Now I am trying to use Watson's lemma to show the relation below holds:

$$\int^{\infty}_{0}\{1+\sin(t^2)\}e^{-xt}dt \sim \frac{1}{x}+\frac{2}{x^3}-\frac{120}{x^7}+\mathcal{O}(\frac{1}{x^{11}}).$$

Unfortunately I am struggling a fair amount..

I can see that $1+\sin(t^2)= 1+t^2-\frac{t^6}{6}+\frac{t^{10}}{120}+...$ which my professor has advised is the right starting point.

Now I will take $\lambda = 0$ and $g(t)=1+\sin(t^2)$, which works as then $g(0) \neq 0$.

So then we find that $g(t)= 1 + \sum^{\infty}_{n=0}\frac{(-1)^n(t^2)^{2n+1}}{(2n+1)!}$.

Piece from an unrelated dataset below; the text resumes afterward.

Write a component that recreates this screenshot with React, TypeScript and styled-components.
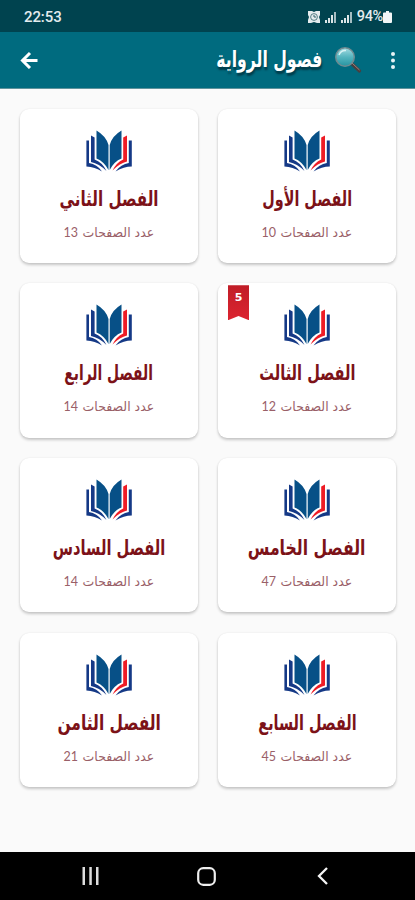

Now this bit I am not so sure about but I think $\frac{d^ng}{dt^n}(0)=1 + \sum^{\infty}_{n=0}\frac{(-1)^n}{(2n+1)!}. $

So now what is left is for me to apply the formula:

$$f(x) \sim \sum^{\infty}_{n=0}\frac{\Gamma(4n+3)}{(2n+1)!} \centerdot1+ \frac{(-1)^n}{x^{2n+1}}.$$

At this point however I can see I am definitely wrong somewhere when comparing to the solutions I am looking for...however I'm really not sure where. Any help would really be appreciated, I've spent too much time on this question already but my curiosity will drive me crazy!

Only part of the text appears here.